In questo contesto, il mio “valore di rappresentazione” sta nell’apertura di nuovi percorsi di riflessione, nell’incoraggiare il dibattito e nel fornire uno specchio critico per la società contemporanea. La rappresentazione, per me, è un processo in continua evoluzione, una ricerca affannosa di nuovi modi per esplorare il sé e l’identità umana attraverso l’arte concettuale del nudo».
ll nostro “agire” pubblico, anche con un’opera d’arte, travolge il nostro quotidiano, la nostra vita intima, i nostri sentimenti o, meglio, la riproduzione di tutto ciò che siamo e proviamo ad apparire nei confronti del mondo. Tu ti definisci un’artista agli occhi del mondo?
«La mia definizione come artista va al di là del semplice atto di creare opere d’arte. L’arte per me è un medium attraverso il quale posso esplorare e sfidare il mondo che ci circonda, inclusi i nostri “agire” pubblici, le dinamiche sociali, la nostra vita intima e le nostre identità.
Mi vedo come un artista che, attraverso il mio lavoro, cerca di catturare e reinterpretare le complesse sfaccettature della condizione umana. Il mio intento non è solo quello di creare opere d’arte che siano oggetti di contemplazione estetica, ma di creare opere che agiscano come specchi critici e che possano interagire con la realtà del mondo in cui viviamo».
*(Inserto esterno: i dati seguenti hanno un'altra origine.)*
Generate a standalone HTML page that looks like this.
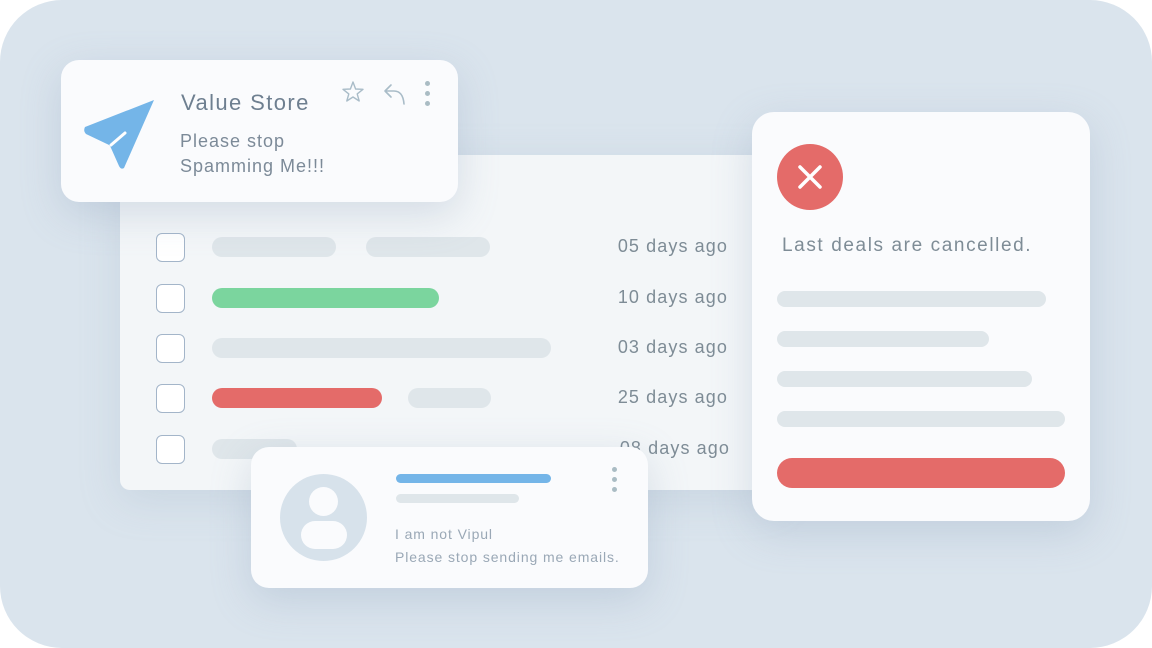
<!DOCTYPE html>
<html><head><meta charset="utf-8"><style>
*{margin:0;padding:0;box-sizing:border-box}
body{width:1152px;height:648px;background:#fff;position:relative;overflow:hidden;font-family:"Liberation Sans",sans-serif}
.bg{position:absolute;left:0;top:0;width:1152px;height:648px;background:#dae4ed;border-radius:62px}
.abs{position:absolute}
.panel{left:120px;top:155px;width:660px;height:335px;background:#f3f6f8;border-radius:10px;box-shadow:0 10px 40px rgba(150,170,190,.25)}
.cb{position:absolute;left:156px;width:29px;height:29px;border:1.5px solid #a3b5c9;border-radius:6px;background:#fff}
.bar{position:absolute;height:20px;border-radius:10px;background:#dfe6ea}
.date{position:absolute;font-size:18px;color:#7e8c96;width:160px;text-align:right;left:568px;letter-spacing:1.1px}
.card{background:#fafbfd;border-radius:18px;box-shadow:0 12px 40px rgba(140,160,185,.3)}
</style></head><body>
<div class="bg"></div>
<div class="abs panel"></div>

<div class="cb" style="top:233px"></div>
<div class="cb" style="top:284px"></div>
<div class="cb" style="top:334px"></div>
<div class="cb" style="top:384px"></div>
<div class="cb" style="top:435px"></div>

<div class="bar" style="left:212px;top:237px;width:124px"></div>
<div class="bar" style="left:366px;top:237px;width:124px"></div>
<div class="bar" style="left:212px;top:288px;width:227px;background:#7bd59e"></div>
<div class="bar" style="left:212px;top:338px;width:339px"></div>
<div class="bar" style="left:212px;top:388px;width:170px;background:#e46b69"></div>
<div class="bar" style="left:408px;top:388px;width:83px"></div>
<div class="bar" style="left:212px;top:439px;width:85px"></div>

<div class="date" style="top:236px">05 days ago</div>
<div class="date" style="top:287px">10 days ago</div>
<div class="date" style="top:337px">03 days ago</div>
<div class="date" style="top:387px">25 days ago</div>
<div class="date" style="top:438px;left:570px">08 days ago</div>

<!-- top card -->
<div class="abs card" style="left:61px;top:60px;width:397px;height:142px">
  <svg class="abs" style="left:22px;top:36px" width="74" height="74" viewBox="0 0 74 74">
    <path d="M2 31 L71 4 L41 72 Q38 74 36 70 L28 52 Q27 49 24 48 L3 38 Q0 35 2 31Z" fill="#74b5e8"/>
    <path d="M28 49 L42 37" stroke="#fff" stroke-width="3" stroke-linecap="round"/>
  </svg>
  <div class="abs" style="left:120px;top:30px;font-size:22px;color:#6e7f90;letter-spacing:1.4px">Value Store</div>
  <div class="abs" style="left:119px;top:69px;font-size:18px;line-height:25px;color:#7c8a98;letter-spacing:1px">Please stop<br>Spamming Me!!!</div>
  <svg class="abs" style="left:280px;top:20px" width="24" height="24" viewBox="0 0 24 24"><path d="M12 2 L14.6 9 L22 9.3 L16.2 13.9 L18.2 21 L12 17 L5.8 21 L7.8 13.9 L2 9.3 L9.4 9Z" fill="none" stroke="#a9bcc8" stroke-width="1.4" stroke-linejoin="round"/></svg>
  <svg class="abs" style="left:322px;top:22px" width="24" height="24" viewBox="0 0 24 24"><path d="M8 3 L2 9 L8 15 M2 9 H11 Q20 9 21 22" fill="none" stroke="#a9bcc8" stroke-width="1.6" stroke-linecap="round" stroke-linejoin="round"/></svg>
  <div class="abs" style="left:364px;top:21px;width:5px;height:5px;border-radius:50%;background:#aabcc4;box-shadow:0 10px 0 #aabcc4,0 20px 0 #aabcc4"></div>
</div>

<!-- bottom card -->
<div class="abs card" style="left:251px;top:447px;width:397px;height:141px">
  <div class="abs" style="left:29px;top:27px;width:87px;height:87px;border-radius:50%;background:#d7e2eb"></div>
  <div class="abs" style="left:58px;top:40px;width:29px;height:29px;border-radius:50%;background:#fafbfd"></div>
  <div class="abs" style="left:50px;top:74px;width:46px;height:28px;border-radius:14px;background:#fafbfd"></div>
  <div class="abs" style="left:145px;top:27px;width:155px;height:9px;border-radius:5px;background:#74b5e8"></div>
  <div class="abs" style="left:145px;top:47px;width:123px;height:9px;border-radius:5px;background:#dfe6ea"></div>
  <div class="abs" style="left:144px;top:76px;font-size:14px;line-height:23px;color:#9aa8b6;letter-spacing:0.9px">I am not Vipul<br>Please stop sending me emails.</div>
  <div class="abs" style="left:361px;top:20px;width:5px;height:5px;border-radius:50%;background:#aabcc4;box-shadow:0 10px 0 #aabcc4,0 20px 0 #aabcc4"></div>
</div>

<!-- right card -->
<div class="abs card" style="left:752px;top:112px;width:338px;height:409px;border-radius:22px">
  <div class="abs" style="left:25px;top:32px;width:66px;height:66px;border-radius:50%;background:#e46b69"></div>
  <svg class="abs" style="left:25px;top:32px" width="66" height="66"><path d="M23 23 L43 43 M43 23 L23 43" stroke="#fff" stroke-width="3.5" stroke-linecap="round"/></svg>
  <div class="abs" style="left:30px;top:123px;font-size:19px;color:#7e8c96;letter-spacing:1.6px">Last deals are cancelled.</div>
  <div class="abs" style="left:25px;top:179px;width:269px;height:16px;border-radius:8px;background:#dfe6ea"></div>
  <div class="abs" style="left:25px;top:219px;width:212px;height:16px;border-radius:8px;background:#dfe6ea"></div>
  <div class="abs" style="left:25px;top:259px;width:255px;height:16px;border-radius:8px;background:#dfe6ea"></div>
  <div class="abs" style="left:25px;top:299px;width:288px;height:16px;border-radius:8px;background:#dfe6ea"></div>
  <div class="abs" style="left:25px;top:346px;width:288px;height:30px;border-radius:15px;background:#e46b69"></div>
</div>
</body></html>
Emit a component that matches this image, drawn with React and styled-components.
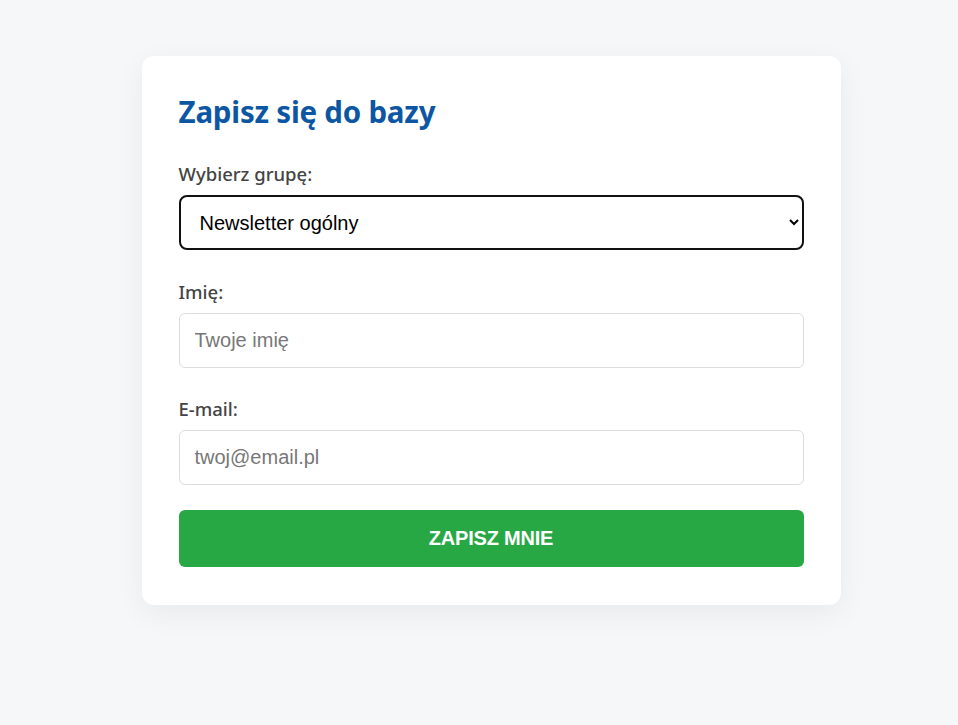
import styled, { createGlobalStyle } from 'styled-components';

const GlobalStyle = createGlobalStyle`
  html, body {
    margin: 0;
    padding: 0;
    background-color: #f6f7f9;
  }
`;

const Page = styled.div`
  display: flex;
  justify-content: center;
  align-items: flex-start;
  min-height: 725px;
  padding: 56px 0 0 24px;
  box-sizing: border-box;
`;

const Card = styled.form`
  width: 699px;
  box-sizing: border-box;
  padding: 37px 37px 38px;
  background-color: #ffffff;
  border-radius: 12px;
  box-shadow: 0 8px 30px rgba(0, 0, 0, 0.06);
  font-family: 'Noto Sans', Lato, sans-serif;
`;

const Title = styled.h2`
  margin: 2px 0 31px;
  font-size: 29.5px;
  line-height: 34px;
  font-weight: 700;
  color: #0c56a3;
  letter-spacing: -0.2px;
`;

const Group = styled.div`
  display: flex;
  flex-direction: column;
  margin-bottom: ${(props) => props.gap || '28px'};
`;

const Label = styled.label`
  display: block;
  margin-bottom: 8px;
  font-size: 18.5px;
  line-height: 27px;
  font-weight: 500;
  color: #444;
`;

const Select = styled.select`
  height: 55px;
  width: 100%;
  box-sizing: border-box;
  padding: 0 14px 0 15px;
  border: 2px solid #111;
  border-radius: 8px;
  background-color: #fff;
  font-family: 'Liberation Sans', Arial, sans-serif;
  font-size: 20px;
  color: #000;
`;

const Input = styled.input`
  height: 55px;
  width: 100%;
  box-sizing: border-box;
  padding: 0 15px;
  border: 1px solid #dcdcdc;
  border-radius: 6px;
  font-family: 'Liberation Sans', Arial, sans-serif;
  font-size: 20px;
  color: #222;
  outline: none;

  &::placeholder {
    color: #777;
  }
`;

const Submit = styled.button`
  display: block;
  width: 100%;
  height: 57px;
  border: none;
  border-radius: 6px;
  background-color: #28a745;
  color: #fff;
  font-family: 'Liberation Sans', Arial, sans-serif;
  font-size: 20px;
  font-weight: 700;
  text-transform: uppercase;
  letter-spacing: -0.2px;
  cursor: pointer;
`;

export default function App() {
  return (
    <>
      <GlobalStyle />
      <Page>
        <Card onSubmit={(e) => e.preventDefault()}>
          <Title>Zapisz się do bazy</Title>
          <Group>
            <Label htmlFor="group">Wybierz grupę:</Label>
            <Select id="group" defaultValue="general">
              <option value="general">Newsletter ogólny</option>
            </Select>
          </Group>
          <Group gap="27px">
            <Label htmlFor="name">Imię:</Label>
            <Input id="name" type="text" placeholder="Twoje imię" />
          </Group>
          <Group gap="25px">
            <Label htmlFor="email">E-mail:</Label>
            <Input id="email" type="email" placeholder="twoj@email.pl" />
          </Group>
          <Submit type="submit">Zapisz mnie</Submit>
        </Card>
      </Page>
    </>
  );
}
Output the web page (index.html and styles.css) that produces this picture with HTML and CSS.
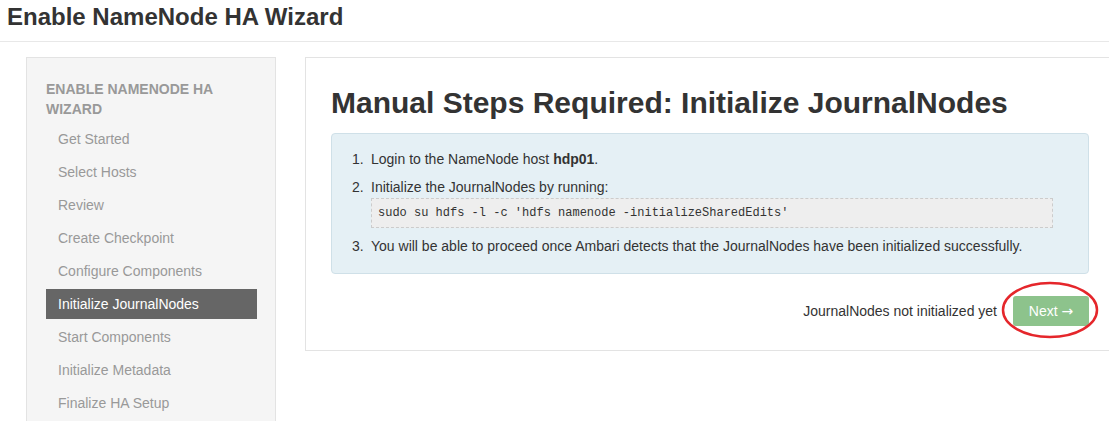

Quale “identità culturale e pubblica” avresti voluto essere oltre a quella che ti appartiene?
«È una domanda difficile, penso che una figura nel mondo del cinema sarebbe l’identità più vicina alla mia attuale».
Andrea Massaro è nato il giorno in cui l’Italia perse la partita con la Francia durante i mondiali dell’86, in Sicilia. Si appassiona alla fotografia in adolescenza e compra la sua prima macchina fotografica all’età di 18 anni. Inizia fin da subito a creare scatti concettuali ma la tecnica è ancora acerba. Butta via tutte le foto create fino a quel momento, si esercita con la fotografia glamour e negli anni si dedica alla fotografia per commissione.
Frequenta un master con Oliviero Toscani nel 2016 e poco dopo chiude la partita iva e decide di smettere di fare fotografia per lavoro. Al momento lavora in un ufficio a Milano e realizza senza più vincoli le foto che gli è sempre piaciuto fare.